How do I find out the basename of the file in this case?
>>> from os.path import basename
>>> basename('C:\\test.exe --help')
'test.exe --help'
Result should be just test.exe
without --help
or any other arguments.
There is shlex
module that mimics behaviour of a Unix shell (but since command.com used to mimic some of its features, it should work too). It'll also will tolerate a quotes (but note that I used raw strings in example):
>>> import shlex
>>> print shlex.split(r'C:\\test.exe --help')
['C:\\test.exe', '--help']
>>> print shlex.split(r'"C:\\test.exe" --help')
['C:\\test.exe', '--help']
>>> print shlex.split(r'"C:\\Program Files\\test.exe" --help')
['C:\\Program Files\\test.exe', '--help']
So take first string returned from shlex.split
, and pass to basename.
If you want to get rid of treating backslashes \
as escape sequences, you should construct shlex
object explicitly:
>>> from shlex import shlex
>>> lex = shlex('C:\\test.exe --help')
>>> lex.whitespace_split = True
>>> lex.escape = ''
>>> list(lex)
['C:\\test.exe', '--help']
Well the problem is that, at least on Linux, 'test.exe --exe' is a valid filename.
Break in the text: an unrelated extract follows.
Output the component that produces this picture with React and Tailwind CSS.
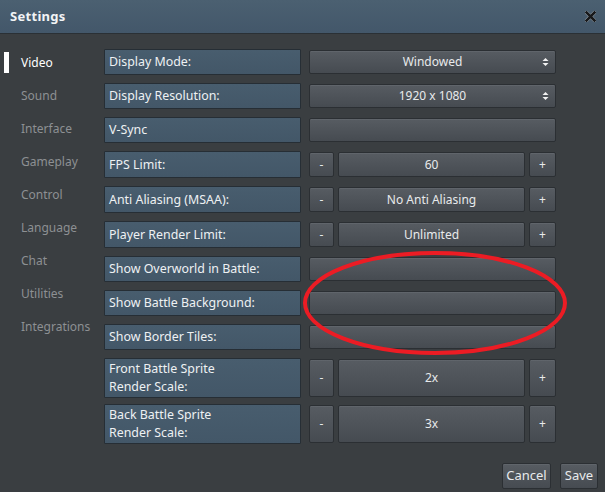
import React from 'react'

const menu = ['Video', 'Sound', 'Interface', 'Gameplay', 'Control', 'Language', 'Chat', 'Utilities', 'Integrations']

const rows = [
  { label: 'Display Mode:', kind: 'select', value: 'Windowed', h: 'h-[26px]' },
  { label: 'Display Resolution:', kind: 'select', value: '1920 x 1080', h: 'h-[26px]' },
  { label: 'V-Sync', kind: 'blank', h: 'h-[26px]' },
  { label: 'FPS Limit:', kind: 'step', value: '60', h: 'h-[27px]' },
  { label: 'Anti Aliasing (MSAA):', kind: 'step', value: 'No Anti Aliasing', h: 'h-[27px]' },
  { label: 'Player Render Limit:', kind: 'step', value: 'Unlimited', h: 'h-[27px]' },
  { label: 'Show Overworld in Battle:', kind: 'blank', h: 'h-[26px]' },
  { label: 'Show Battle Background:', kind: 'blank', h: 'h-[26px]' },
  { label: 'Show Border Tiles:', kind: 'blank', h: 'h-[26px]' },
  { label: ['Front Battle Sprite', 'Render Scale:'], kind: 'step', value: '2x', h: 'h-[40px]' },
  { label: ['Back Battle Sprite', 'Render Scale:'], kind: 'step', value: '3x', h: 'h-[40px]', last: true },
]

const btn = 'flex items-center justify-center rounded-[2px] border border-[#2b2f33] bg-gradient-to-b from-[#575c62] to-[#464b51] text-[#e8eaec] shadow-[inset_0_1px_0_rgba(255,255,255,0.06)]'

const Spinner = () => (
  <svg width="7" height="9" viewBox="0 0 7 9" className="absolute right-[6px] top-1/2 -translate-y-1/2">
    <path d="M0.5 3.5 L3.5 0.5 L6.5 3.5 Z" fill="#f2f2f2" />
    <path d="M0.5 5.5 L3.5 8.5 L6.5 5.5 Z" fill="#f2f2f2" />
  </svg>
)

const Control = ({ row }) => {
  if (row.kind === 'select') {
    return (
      <div className={`${btn} relative h-full w-full`}>
        {row.value}
        <Spinner />
      </div>
    )
  }
  if (row.kind === 'step') {
    return (
      <div className="flex h-full w-full gap-[4px]">
        <div className={`${btn} w-[25px]`}>-</div>
        <div className={`${btn} flex-1`}>{row.value}</div>
        <div className={`${btn} w-[27px]`}>+</div>
      </div>
    )
  }
  return <div className={`${btn} h-full w-full`} />
}

export default function App() {
  return (
    <div
      className="relative flex h-[492px] w-[605px] flex-col overflow-hidden bg-[#3a3e41] text-[12px] text-[#e8eaec]"
      style={{ fontFamily: '"Noto Sans", "Open Sans", sans-serif' }}
    >
      {/* title bar */}
      <div className="flex h-[34px] shrink-0 items-center justify-between border-b border-[#2a3035] bg-gradient-to-b from-[#4b6071] to-[#43576a] pl-[10px] pr-[9px]">
        <span className="text-[13px] font-bold tracking-[0.3px] text-[#f2f4f6]">Settings</span>
        <svg width="11" height="11" viewBox="0 0 11 11">
          <path d="M1.5 1.5 L9.5 9.5 M9.5 1.5 L1.5 9.5" stroke="#9aa4ac" strokeWidth="3.4" strokeLinecap="square" />
          <path d="M1.5 1.5 L9.5 9.5 M9.5 1.5 L1.5 9.5" stroke="#18191b" strokeWidth="2.6" strokeLinecap="square" />
        </svg>
      </div>

      <div className="flex flex-1">
        {/* sidebar */}
        <div className="w-[104px] shrink-0 pt-[12px]">
          {menu.map((m, i) => (
            <div key={m} className="flex h-[33px] items-center">
              <div className={`ml-[4px] h-[21px] w-[5px] ${i === 0 ? 'bg-white' : ''}`} />
              <span className={`ml-[12px] ${i === 0 ? 'text-white' : 'text-[#8d9093]'}`}>{m}</span>
            </div>
          ))}
        </div>

        {/* settings list */}
        <div className="flex flex-1 flex-col">
          <div className="flex w-[452px] flex-col gap-[8px] pt-[15px]">
            {rows.map((row, i) => (
              <div key={i} className={`flex gap-[8px] ${row.h} ${row.last ? '-mt-[2px]' : ''}`}>
                <div className="flex w-[197px] shrink-0 flex-col justify-center rounded-[1px] border border-[#262e35] bg-gradient-to-b from-[#485d6e] to-[#435768] pl-[4px] text-[12.4px] leading-[18px] text-[#eef1f3]">
                  {Array.isArray(row.label) ? row.label.map(l => <span key={l}>{l}</span>) : row.label}
                </div>
                <div className="flex w-[247px] py-[1px]">
                  <Control row={row} />
                </div>
              </div>
            ))}
          </div>

          <div className="mt-auto flex justify-end gap-[9px] pb-[3px] pr-[7px]">
            <div className={`${btn} h-[26px] w-[49px] text-[13px]`}>Cancel</div>
            <div className={`${btn} h-[26px] w-[38px] text-[13px]`}>Save</div>
          </div>
        </div>
      </div>

      {/* red annotation */}
      <svg className="pointer-events-none absolute left-0 top-0" width="605" height="492">
        <ellipse cx="435" cy="303" rx="130" ry="50" fill="none" stroke="#ec1c24" strokeWidth="4" />
      </svg>
    </div>
  )
}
So that is the reason why python does not try to clean filenames from 'parameters'. I looked at windows docs and it looks like you also make file named 'test.exe --exe'. So, it really depends on what you are trying to achieve.
Also have a look at this: What is the most correct regular expression for a UNIX file path?
You should then probably check if file exists, if it does not then use regular expression or the shlex module to strip the parameters...
import os, shlex
print(os.path.basename(shlex.split(r'"C:\\test.exe" --help')[0]))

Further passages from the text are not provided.